Repeat word for word the lines from the top of the records through the line containing "import React from", and skip the pictures.

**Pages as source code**
***
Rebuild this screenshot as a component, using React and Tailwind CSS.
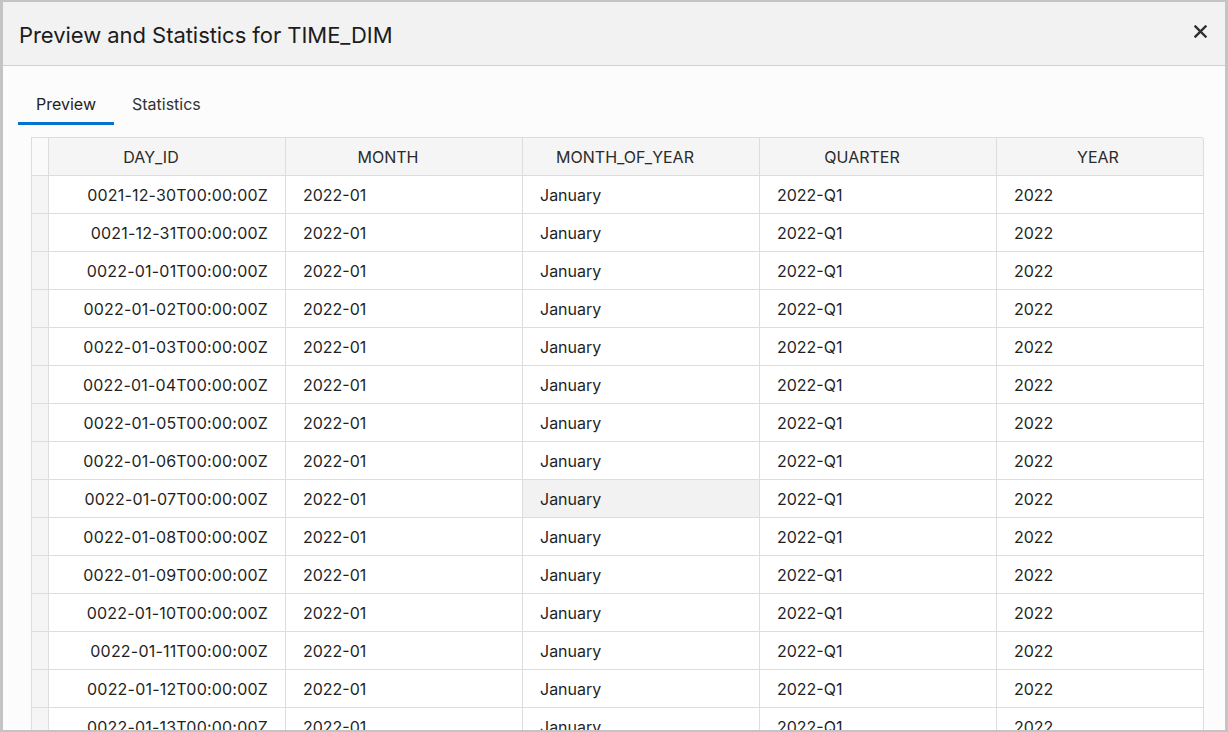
import React from "react";

const days = [
  "0021-12-30T00:00:00Z",
  "0021-12-31T00:00:00Z",
  "0022-01-01T00:00:00Z",
  "0022-01-02T00:00:00Z",
  "0022-01-03T00:00:00Z",
  "0022-01-04T00:00:00Z",
  "0022-01-05T00:00:00Z",
  "0022-01-06T00:00:00Z",
  "0022-01-07T00:00:00Z",
  "0022-01-08T00:00:00Z",
  "0022-01-09T00:00:00Z",
  "0022-01-10T00:00:00Z",
  "0022-01-11T00:00:00Z",
  "0022-01-12T00:00:00Z",
  "0022-01-13T00:00:00Z",
];

const headers = ["DAY_ID", "MONTH", "MONTH_OF_YEAR", "QUARTER", "YEAR"];

export default function App() {
  return (
    <div
      className="w-[1228px] h-[732px] overflow-hidden bg-white"
      style={{ fontFamily: "Inter, 'Liberation Sans', sans-serif" }}
    >
      <div className="w-full h-full border-l-[3px] border-t-2 border-r-[3px] border-b-2 border-[#c4c4c4] bg-[#fcfcfc] flex flex-col overflow-hidden">
        {/* Header */}
        <div className="h-[64px] shrink-0 bg-[#f2f2f2] border-b border-[#d0d0d0] flex items-center justify-between pl-4 pr-[18px] pt-[4px]">
          <div className="text-[22px] text-[#1c1c1c] tracking-[-0.05px]">Preview and Statistics for TIME_DIM</div>
          <svg width="13" height="13" viewBox="0 0 13 13" className="-mt-[8px]">
            <path d="M1.5 1.5 L11.5 11.5 M11.5 1.5 L1.5 11.5" stroke="#2e2e2e" strokeWidth="2.4" strokeLinecap="square" />
          </svg>
        </div>

        {/* Tabs */}
        <div className="flex pl-[15px] pt-[26px] shrink-0">
          <div className="px-[18px] pb-[6px] border-b-[3px] border-[#0572ce] text-[16px] text-[#222]">Preview</div>
          <div className="px-[18px] pb-[6px] border-b-[3px] border-transparent text-[16px] text-[#333]">Statistics</div>
        </div>

        {/* Table */}
        <div className="pl-[28px] pt-[12px]">
          <div className="grid grid-cols-[17px_237px_237px_237px_237px_207px] border-t border-l border-[#dddddd] w-[1172px] text-[16px] text-[#1f1f1f]">
            <div className="h-[38px] border-r border-b border-[#dddddd] bg-[#fafafa]"></div>
            {headers.map((h, i) => (
              <div
                key={h}
                className={
                  i < 4
                    ? "h-[38px] border-r border-b border-[#dddddd] bg-[#f5f5f5] flex items-center justify-center pr-[32px] text-[#2a2a2a]"
                    : "h-[38px] border-r border-b border-[#dddddd] bg-[#f5f5f5] flex items-center justify-center pr-[4px] text-[#2a2a2a]"
                }
              >
                {h}
              </div>
            ))}
            {days.map((d, r) => (
              <React.Fragment key={d}>
                <div className="h-[38px] border-r border-b border-[#dddddd] bg-[#f5f5f5]"></div>
                <div className="h-[38px] border-r border-b border-[#dddddd] bg-white flex items-center justify-end pr-[17px] tracking-[0.2px]">{d}</div>
                <div className="h-[38px] border-r border-b border-[#dddddd] bg-white flex items-center pl-[17px]">2022-01</div>
                <div
                  className={
                    r === 8
                      ? "h-[38px] border-r border-b border-[#dddddd] bg-[#f2f2f2] flex items-center pl-[17px]"
                      : "h-[38px] border-r border-b border-[#dddddd] bg-white flex items-center pl-[17px]"
                  }
                >
                  January
                </div>
                <div className="h-[38px] border-r border-b border-[#dddddd] bg-white flex items-center pl-[17px]">2022-Q1</div>
                <div className="h-[38px] border-r border-b border-[#dddddd] bg-white flex items-center pl-[17px]">2022</div>
              </React.Fragment>
            ))}
          </div>
        </div>
      </div>
    </div>
  );
}
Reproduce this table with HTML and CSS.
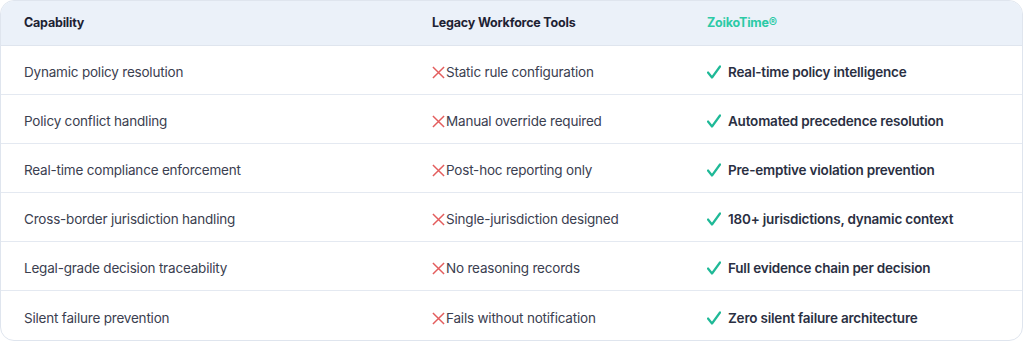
FILE: index.html
```html
<!DOCTYPE html>
<html lang="en">
<head>
<meta charset="utf-8">
<title>Comparison</title>
<link rel="stylesheet" href="styles.css">
</head>
<body>
<div class="card">
  <div class="row head">
    <div class="cell">Capability</div>
    <div class="cell">Legacy Workforce Tools</div>
    <div class="cell brand">ZoikoTime®</div>
  </div>
  <div class="row">
    <div class="cell">Dynamic policy resolution</div>
    <div class="cell legacy"><svg class="x" viewBox="0 0 14 14"><path d="M1 1L13 13M13 1L1 13"/></svg>Static rule configuration</div>
    <div class="cell zt"><svg class="ok" viewBox="0 0 14 14"><path d="M1 7.5L5 12.5L13 1.5"/></svg>Real-time policy intelligence</div>
  </div>
  <div class="row">
    <div class="cell">Policy conflict handling</div>
    <div class="cell legacy"><svg class="x" viewBox="0 0 14 14"><path d="M1 1L13 13M13 1L1 13"/></svg>Manual override required</div>
    <div class="cell zt"><svg class="ok" viewBox="0 0 14 14"><path d="M1 7.5L5 12.5L13 1.5"/></svg>Automated precedence resolution</div>
  </div>
  <div class="row">
    <div class="cell">Real-time compliance enforcement</div>
    <div class="cell legacy"><svg class="x" viewBox="0 0 14 14"><path d="M1 1L13 13M13 1L1 13"/></svg>Post-hoc reporting only</div>
    <div class="cell zt"><svg class="ok" viewBox="0 0 14 14"><path d="M1 7.5L5 12.5L13 1.5"/></svg>Pre-emptive violation prevention</div>
  </div>
  <div class="row">
    <div class="cell">Cross-border jurisdiction handling</div>
    <div class="cell legacy"><svg class="x" viewBox="0 0 14 14"><path d="M1 1L13 13M13 1L1 13"/></svg>Single-jurisdiction designed</div>
    <div class="cell zt"><svg class="ok" viewBox="0 0 14 14"><path d="M1 7.5L5 12.5L13 1.5"/></svg>180+ jurisdictions, dynamic context</div>
  </div>
  <div class="row">
    <div class="cell">Legal-grade decision traceability</div>
    <div class="cell legacy"><svg class="x" viewBox="0 0 14 14"><path d="M1 1L13 13M13 1L1 13"/></svg>No reasoning records</div>
    <div class="cell zt"><svg class="ok" viewBox="0 0 14 14"><path d="M1 7.5L5 12.5L13 1.5"/></svg>Full evidence chain per decision</div>
  </div>
  <div class="row last">
    <div class="cell">Silent failure prevention</div>
    <div class="cell legacy"><svg class="x" viewBox="0 0 14 14"><path d="M1 1L13 13M13 1L1 13"/></svg>Fails without notification</div>
    <div class="cell zt"><svg class="ok" viewBox="0 0 14 14"><path d="M1 7.5L5 12.5L13 1.5"/></svg>Zero silent failure architecture</div>
  </div>
</div>
</body>
</html>
```
FILE: styles.css
```css
html, body {
  margin: 0;
  padding: 0;
  background: #ffffff;
}
body {
  font-family: Inter, "Noto Sans", sans-serif;
  color: #3b4050;
}
.card {
  width: 1023px;
  height: 341px;
  box-sizing: border-box;
  border: 1px solid #dfe5ee;
  border-radius: 14px;
  overflow: hidden;
  background: #ffffff;
}
.row {
  display: grid;
  grid-template-columns: 408px 275px 1fr;
  height: 49px;
  border-bottom: 1px solid #e4e9f1;
  box-sizing: border-box;
  align-items: center;
  font-size: 13.5px;
  letter-spacing: -0.2px;
}
.row.last {
  border-bottom: none;
  height: 50px;
}
.row.head {
  height: 45px;
  background: #ebf1f9;
  font-size: 12.5px;
  font-weight: 700;
  color: #1d2233;
  border-bottom: 1px solid #dfe5ee;
  padding-bottom: 1px;
}
.cell {
  padding-left: 23px;
  display: flex;
  align-items: center;
  padding-top: 4px;
}
.head .cell {
  padding-top: 0;
}
.brand {
  color: #2ccaa6;
}
.x {
  width: 13px;
  height: 13px;
  flex: none;
  margin-right: 1px;
}
.x path {
  stroke: #e35d5d;
  stroke-width: 1.6;
  fill: none;
}
.ok {
  width: 14px;
  height: 14px;
  flex: none;
  margin-right: 7px;
}
.ok path {
  stroke: #1fb997;
  stroke-width: 2.2;
  fill: none;
  stroke-linecap: round;
  stroke-linejoin: round;
}
.zt {
  font-weight: 600;
  color: #2a2f42;
}
```
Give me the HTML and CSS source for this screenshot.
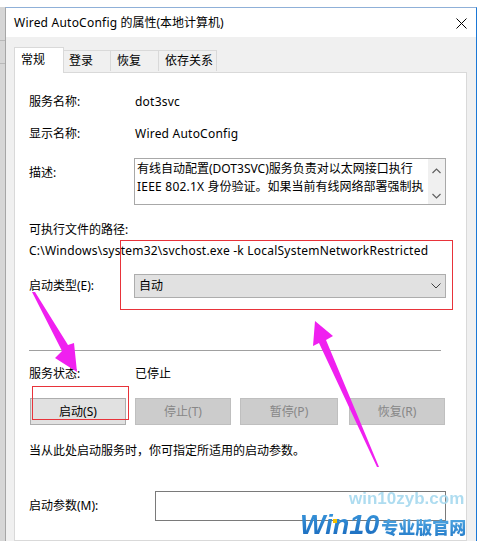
FILE: index.html
```html
<!DOCTYPE html>
<html lang="zh-CN">
<head>
<meta charset="utf-8">
<title>Wired AutoConfig 的属性(本地计算机)</title>
<link rel="stylesheet" href="styles.css">
</head>
<body>
<div class="screen">
  <div class="backwin">
    <div class="bw-line bw-l1"></div>
    <div class="bw-line bw-l2"></div>
  </div>
  <div class="dialog">
    <div class="titlebar">
      <span class="title"><span class="lat">Wired AutoConfig</span> 的属性(本地计算机)</span>
      <svg class="close" width="11" height="11" viewBox="0 0 11 11"><path d="M0.5 0.5 L10.5 10.5 M10.5 0.5 L0.5 10.5" stroke="#000" stroke-width="1" fill="none"/></svg>
    </div>
    <div class="body">
      <div class="tabs">
        <div class="tab active">常规</div>
        <div class="tab t2">登录</div>
        <div class="tab t3">恢复</div>
        <div class="tab t4">依存关系</div>
      </div>
      <div class="panel">
        <div class="row r1"><span class="lbl">服务名称:</span><span class="val lat">dot3svc</span></div>
        <div class="row r2"><span class="lbl">显示名称:</span><span class="val lat">Wired AutoConfig</span></div>
        <div class="row rdesc">
          <span class="lbl lbl-desc">描述:</span>
          <div class="textarea">
            <div class="ta-text">
              <div class="ta-line">有线自动配置(DOT3SVC)服务负责对以太网接口执行</div>
              <div class="ta-line"><span class="lat">IEEE 802.1X</span> 身份验证。如果当前有线网络部署强制执</div>
            </div>
            <div class="ta-scroll">
              <svg width="9" height="6" viewBox="0 0 9 6"><path d="M0.5 5 L4.5 1 L8.5 5" stroke="#606060" stroke-width="1.2" fill="none"/></svg>
              <svg width="9" height="6" viewBox="0 0 9 6"><path d="M0.5 1 L4.5 5 L8.5 1" stroke="#606060" stroke-width="1.2" fill="none"/></svg>
            </div>
          </div>
        </div>
        <div class="pathlbl">可执行文件的路径:</div>
        <div class="path lat">C:\Windows\system32\svchost.exe -k LocalSystemNetworkRestricted</div>
        <div class="row rtype">
          <span class="lbl lbl-box">启动类型(E):</span>
          <div class="select">
            <span>自动</span>
            <svg width="10" height="6" viewBox="0 0 10 6"><path d="M0.5 0.5 L5 5 L9.5 0.5" stroke="#404040" stroke-width="1" fill="none"/></svg>
          </div>
        </div>
        <div class="sep"></div>
        <div class="row rstatus"><span class="lbl">服务状态:</span><span class="val">已停止</span></div>
        <div class="buttons">
          <div class="btn">启动(S)</div>
          <div class="btn disabled">停止(T)</div>
          <div class="btn disabled wide">暂停(P)</div>
          <div class="btn disabled last">恢复(R)</div>
        </div>
        <div class="hint">当从此处启动服务时，你可指定所适用的启动参数。</div>
        <div class="row rparam">
          <span class="lbl lbl-param">启动参数(M):</span>
          <div class="input"></div>
        </div>
      </div>
    </div>
  </div>
</div>

<svg class="overlay" width="477" height="541" viewBox="0 0 477 541">
  <rect x="120.5" y="240.5" width="332" height="69" fill="none" stroke="#e8333a" stroke-width="1"/>
  <rect x="32.5" y="386.5" width="96" height="33" fill="none" stroke="#e8333a" stroke-width="1"/>
  <polygon points="32,292 35,292 68,345 74,343 77,372 55,358 62,351" fill="#f020f0"/>
  <polygon points="315,321 333,336 326,340 379,467 377,467 319,343 313,346" fill="#f020f0"/>
</svg>

<div class="wm-url">win10zyb.com</div>
<div class="wm-brand"><span class="wm-win">Win10</span><span class="wm-cn">专业版官网</span></div>
<div class="wm-dot"></div>
</body>
</html>
```

FILE: styles.css
```css
html, body {
  margin: 0;
  padding: 0;
}

body {
  width: 477px;
  height: 541px;
  overflow: hidden;
  position: relative;
  background: #ffffff;
  font-family: "Noto Sans", "Noto Sans CJK SC", sans-serif;
  font-size: 12px;
  color: #000000;
}

.lat {
  letter-spacing: 0.22px;
}

.screen {
  display: flex;
  padding-top: 7px;
  height: 534px;
}

.backwin {
  width: 5px;
  background: #d6d6d6;
  position: relative;
  display: flex;
  flex-direction: column;
}

.bw-line {
  height: 1px;
  background: #b8b8b8;
}

.bw-l1 {
  margin-top: 33px;
}

.bw-l2 {
  margin-top: 22px;
}

.dialog {
  width: 470px;
  border-top: 1px solid #8fb0d8;
  border-left: 1px solid #a6a6a6;
  border-right: 1px solid #1b78d6;
  display: flex;
  flex-direction: column;
}

.titlebar {
  height: 29px;
  background: #ffffff;
  display: flex;
  align-items: center;
  padding-left: 8px;
  padding-right: 9px;
}

.title {
  font-size: 12px;
  line-height: 16px;
  margin-top: 1px;
}

.close {
  margin-left: auto;
  margin-top: 1px;
}

.body {
  flex: 1;
  background: #f0f0f0;
  padding: 10px 9px 0 8px;
  display: flex;
  flex-direction: column;
}

.tabs {
  display: flex;
  align-items: flex-end;
  height: 25px;
  position: relative;
  z-index: 2;
}

.tab {
  box-sizing: border-box;
  height: 21px;
  line-height: 20px;
  padding-left: 5px;
  border-top: 1px solid #d9d9d9;
  border-right: 1px solid #d9d9d9;
  background: #f0f0f0;
  margin-bottom: 1px;
}

.tab.active {
  width: 50px;
  height: 26px;
  line-height: 23px;
  padding-left: 6px;
  border-left: 1px solid #d9d9d9;
  background: #ffffff;
  margin-bottom: -1px;
}

.tab.t2 {
  width: 47px;
}

.tab.t3 {
  width: 48px;
  padding-left: 6px;
}

.tab.t4 {
  width: 58px;
  padding-left: 6px;
}

.panel {
  flex: 1;
  background: #ffffff;
  border: 1px solid #d9d9d9;
  padding: 21px 0 0 14px;
  display: flex;
  flex-direction: column;
}

.row {
  display: flex;
  align-items: center;
  line-height: 16px;
}

.lbl {
  width: 106px;
  flex: none;
}

.lbl-box {
  width: 105px;
}

.r2 {
  margin-top: 16px;
}

.rdesc {
  margin-top: 16px;
  align-items: flex-start;
}

.lbl-desc {
  width: 105px;
  padding-top: 7px;
}

.textarea {
  box-sizing: border-box;
  width: 312px;
  height: 47px;
  border: 1px solid #a8a8a8;
  display: flex;
  overflow: hidden;
}

.ta-text {
  flex: 1;
  overflow: hidden;
  padding: 1px 0 0 2px;
  line-height: 18px;
}

.ta-line {
  white-space: nowrap;
}

.ta-scroll {
  width: 17px;
  background: #f0f0f0;
  display: flex;
  flex-direction: column;
  align-items: center;
  justify-content: space-between;
  padding: 9px 0 5px;
}

.pathlbl {
  margin-top: 17px;
  line-height: 16px;
}

.path {
  margin-top: 5px;
  line-height: 16px;
  white-space: nowrap;
}

.rtype {
  margin-top: 15px;
}

.select {
  box-sizing: border-box;
  width: 312px;
  height: 24px;
  background: #e1e1e1;
  border: 1px solid #adadad;
  display: flex;
  align-items: center;
  justify-content: space-between;
  padding: 0 4px 0 4px;
}

.sep {
  margin-top: 52px;
  width: 412px;
  height: 1px;
  background: #a0a0a0;
}

.rstatus {
  margin-top: 15px;
}

.buttons {
  margin-top: 16px;
  display: flex;
  gap: 9px;
  margin-left: 1px;
}

.btn {
  box-sizing: border-box;
  width: 96px;
  height: 27px;
  line-height: 25px;
  text-align: center;
  background: #e1e1e1;
  border: 1px solid #adadad;
}

.btn.disabled {
  background: #cccccc;
  border-color: #bfbfbf;
  color: #878787;
}

.btn.wide {
  width: 98px;
}

.btn.last {
  margin-left: 2px;
}

.hint {
  margin-top: 18px;
  line-height: 16px;
}

.rparam {
  margin-top: 32px;
}

.lbl-param {
  width: 126px;
}

.input {
  box-sizing: border-box;
  width: 291px;
  height: 30px;
  border: 1px solid #7a7a7a;
  background: #ffffff;
}

.overlay {
  position: absolute;
  left: 0;
  top: 0;
  pointer-events: none;
}

.wm-url {
  position: absolute;
  left: 349px;
  top: 489px;
  font-family: "Liberation Sans", sans-serif;
  font-weight: bold;
  font-size: 17px;
  color: #a6d9ef;
  opacity: 0.9;
}

.wm-brand {
  position: absolute;
  left: 300px;
  top: 510px;
  display: flex;
  align-items: baseline;
  white-space: nowrap;
}

.wm-win {
  font-family: "Liberation Sans", sans-serif;
  font-weight: bold;
  font-style: italic;
  font-size: 27px;
  background: linear-gradient(to bottom, #3b98dc, #1666bb);
  -webkit-background-clip: text;
  background-clip: text;
  color: transparent;
}

.wm-cn {
  font-family: "Noto Sans CJK SC", sans-serif;
  font-weight: 900;
  font-size: 17px;
  margin-left: 2px;
  background: linear-gradient(to bottom, #5ab0e6, #2078c8);
  -webkit-background-clip: text;
  background-clip: text;
  color: transparent;
}

.wm-dot {
  position: absolute;
  left: 333px;
  top: 519px;
  width: 4px;
  height: 4px;
  background: #f5c000;
}
```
***
**Task answer**
Rebuild this screenshot as a component, using React and Tailwind CSS.
import React from "react";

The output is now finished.